For this exercise, copy out each line of the material below that includes "index".

* Begin *

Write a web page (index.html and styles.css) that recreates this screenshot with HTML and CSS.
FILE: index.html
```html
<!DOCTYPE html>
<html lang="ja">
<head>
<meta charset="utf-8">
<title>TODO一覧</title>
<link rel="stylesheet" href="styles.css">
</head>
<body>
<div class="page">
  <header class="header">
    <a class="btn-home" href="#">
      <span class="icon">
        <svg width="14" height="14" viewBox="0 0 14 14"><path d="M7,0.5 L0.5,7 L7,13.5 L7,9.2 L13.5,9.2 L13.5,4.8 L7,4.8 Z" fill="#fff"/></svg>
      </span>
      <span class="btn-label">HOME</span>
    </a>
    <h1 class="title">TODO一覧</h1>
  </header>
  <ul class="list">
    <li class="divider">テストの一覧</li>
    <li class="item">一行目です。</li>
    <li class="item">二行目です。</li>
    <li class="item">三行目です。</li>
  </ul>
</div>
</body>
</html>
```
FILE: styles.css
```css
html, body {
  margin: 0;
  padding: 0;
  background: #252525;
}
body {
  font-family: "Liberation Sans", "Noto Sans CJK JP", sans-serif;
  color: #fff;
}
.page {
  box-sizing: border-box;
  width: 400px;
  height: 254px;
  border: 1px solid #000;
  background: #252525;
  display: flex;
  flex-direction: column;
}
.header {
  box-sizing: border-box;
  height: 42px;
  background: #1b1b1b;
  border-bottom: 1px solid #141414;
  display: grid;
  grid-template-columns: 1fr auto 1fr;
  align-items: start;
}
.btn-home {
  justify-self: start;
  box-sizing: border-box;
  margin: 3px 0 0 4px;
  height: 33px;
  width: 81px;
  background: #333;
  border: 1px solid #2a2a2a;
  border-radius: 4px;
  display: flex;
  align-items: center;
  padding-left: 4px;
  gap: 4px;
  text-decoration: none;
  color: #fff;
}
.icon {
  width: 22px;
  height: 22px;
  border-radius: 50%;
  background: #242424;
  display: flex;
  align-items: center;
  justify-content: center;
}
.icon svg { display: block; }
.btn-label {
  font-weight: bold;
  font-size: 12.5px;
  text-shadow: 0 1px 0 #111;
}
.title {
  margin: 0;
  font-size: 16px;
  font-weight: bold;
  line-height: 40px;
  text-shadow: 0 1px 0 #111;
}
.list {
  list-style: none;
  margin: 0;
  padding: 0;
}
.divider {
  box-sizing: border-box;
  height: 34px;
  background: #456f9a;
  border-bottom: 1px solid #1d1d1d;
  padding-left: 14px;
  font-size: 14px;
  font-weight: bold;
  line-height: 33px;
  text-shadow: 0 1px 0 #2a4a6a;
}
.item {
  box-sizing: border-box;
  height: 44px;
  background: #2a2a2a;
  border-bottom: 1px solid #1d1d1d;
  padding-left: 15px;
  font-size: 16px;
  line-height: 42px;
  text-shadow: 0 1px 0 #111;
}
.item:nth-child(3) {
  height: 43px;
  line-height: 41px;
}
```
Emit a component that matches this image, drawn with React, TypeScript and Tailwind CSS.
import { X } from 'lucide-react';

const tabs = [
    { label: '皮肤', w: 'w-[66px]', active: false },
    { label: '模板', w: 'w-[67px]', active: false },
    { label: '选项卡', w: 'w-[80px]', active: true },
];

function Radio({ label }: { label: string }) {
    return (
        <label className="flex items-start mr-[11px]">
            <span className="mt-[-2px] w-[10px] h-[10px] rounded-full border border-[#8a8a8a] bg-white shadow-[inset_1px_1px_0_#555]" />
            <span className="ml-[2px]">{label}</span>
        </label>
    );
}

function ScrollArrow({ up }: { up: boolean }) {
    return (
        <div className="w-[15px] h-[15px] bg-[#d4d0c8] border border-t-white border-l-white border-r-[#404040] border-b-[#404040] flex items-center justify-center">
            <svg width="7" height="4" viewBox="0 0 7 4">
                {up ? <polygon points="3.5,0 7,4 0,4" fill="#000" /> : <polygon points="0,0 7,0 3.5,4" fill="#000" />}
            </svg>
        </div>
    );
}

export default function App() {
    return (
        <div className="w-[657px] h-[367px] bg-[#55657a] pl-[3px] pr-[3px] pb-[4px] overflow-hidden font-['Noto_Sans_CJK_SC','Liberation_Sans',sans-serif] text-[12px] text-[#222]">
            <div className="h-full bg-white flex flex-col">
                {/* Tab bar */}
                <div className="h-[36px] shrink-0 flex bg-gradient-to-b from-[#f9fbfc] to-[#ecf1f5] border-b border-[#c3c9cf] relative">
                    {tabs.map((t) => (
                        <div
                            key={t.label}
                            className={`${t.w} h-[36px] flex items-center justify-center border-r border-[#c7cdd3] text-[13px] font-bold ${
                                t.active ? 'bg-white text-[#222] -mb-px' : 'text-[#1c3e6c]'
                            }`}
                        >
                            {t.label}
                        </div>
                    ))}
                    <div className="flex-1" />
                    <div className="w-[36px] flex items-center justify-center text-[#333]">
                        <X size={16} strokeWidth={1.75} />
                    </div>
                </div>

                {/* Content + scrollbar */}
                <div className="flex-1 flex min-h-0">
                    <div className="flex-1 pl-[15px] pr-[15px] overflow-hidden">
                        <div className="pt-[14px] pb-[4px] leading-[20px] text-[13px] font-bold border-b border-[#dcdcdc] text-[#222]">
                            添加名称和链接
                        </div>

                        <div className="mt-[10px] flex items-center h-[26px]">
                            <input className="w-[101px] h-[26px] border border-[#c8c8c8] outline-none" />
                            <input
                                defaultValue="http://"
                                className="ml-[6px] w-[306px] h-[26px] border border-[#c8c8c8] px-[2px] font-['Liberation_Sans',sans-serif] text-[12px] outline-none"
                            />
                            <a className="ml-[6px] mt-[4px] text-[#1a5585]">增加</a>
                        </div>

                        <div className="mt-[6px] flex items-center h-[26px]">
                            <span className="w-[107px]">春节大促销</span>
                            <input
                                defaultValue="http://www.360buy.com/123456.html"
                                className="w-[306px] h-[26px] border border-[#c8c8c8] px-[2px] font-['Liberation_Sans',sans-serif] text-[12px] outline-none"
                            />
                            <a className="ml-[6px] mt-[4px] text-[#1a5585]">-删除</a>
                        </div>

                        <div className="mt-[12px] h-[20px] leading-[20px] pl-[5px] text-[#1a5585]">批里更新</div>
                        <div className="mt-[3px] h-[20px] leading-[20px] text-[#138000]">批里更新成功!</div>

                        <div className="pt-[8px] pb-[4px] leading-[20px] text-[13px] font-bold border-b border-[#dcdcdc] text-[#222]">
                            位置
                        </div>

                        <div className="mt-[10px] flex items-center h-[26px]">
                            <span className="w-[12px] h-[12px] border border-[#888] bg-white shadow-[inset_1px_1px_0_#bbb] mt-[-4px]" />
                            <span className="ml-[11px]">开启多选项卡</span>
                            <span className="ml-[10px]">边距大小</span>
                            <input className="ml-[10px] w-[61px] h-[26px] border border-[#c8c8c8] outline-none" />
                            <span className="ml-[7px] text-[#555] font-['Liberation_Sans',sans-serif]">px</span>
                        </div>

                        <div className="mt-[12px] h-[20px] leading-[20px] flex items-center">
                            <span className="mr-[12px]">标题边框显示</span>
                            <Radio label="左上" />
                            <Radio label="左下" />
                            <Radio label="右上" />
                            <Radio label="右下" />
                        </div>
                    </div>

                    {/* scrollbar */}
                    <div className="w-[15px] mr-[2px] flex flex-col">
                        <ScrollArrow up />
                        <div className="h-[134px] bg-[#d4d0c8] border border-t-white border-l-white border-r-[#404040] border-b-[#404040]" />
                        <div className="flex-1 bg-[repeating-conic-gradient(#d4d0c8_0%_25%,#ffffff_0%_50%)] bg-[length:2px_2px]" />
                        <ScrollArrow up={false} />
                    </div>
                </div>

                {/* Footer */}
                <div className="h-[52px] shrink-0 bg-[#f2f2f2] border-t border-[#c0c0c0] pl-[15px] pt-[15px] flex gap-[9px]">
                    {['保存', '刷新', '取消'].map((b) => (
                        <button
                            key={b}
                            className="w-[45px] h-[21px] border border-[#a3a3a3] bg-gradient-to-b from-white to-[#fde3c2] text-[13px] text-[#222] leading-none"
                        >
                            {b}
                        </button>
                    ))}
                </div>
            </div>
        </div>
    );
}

* End *

_Final result_:
Write a web page (index.html and styles.css) that recreates this screenshot with HTML and CSS.
FILE: index.html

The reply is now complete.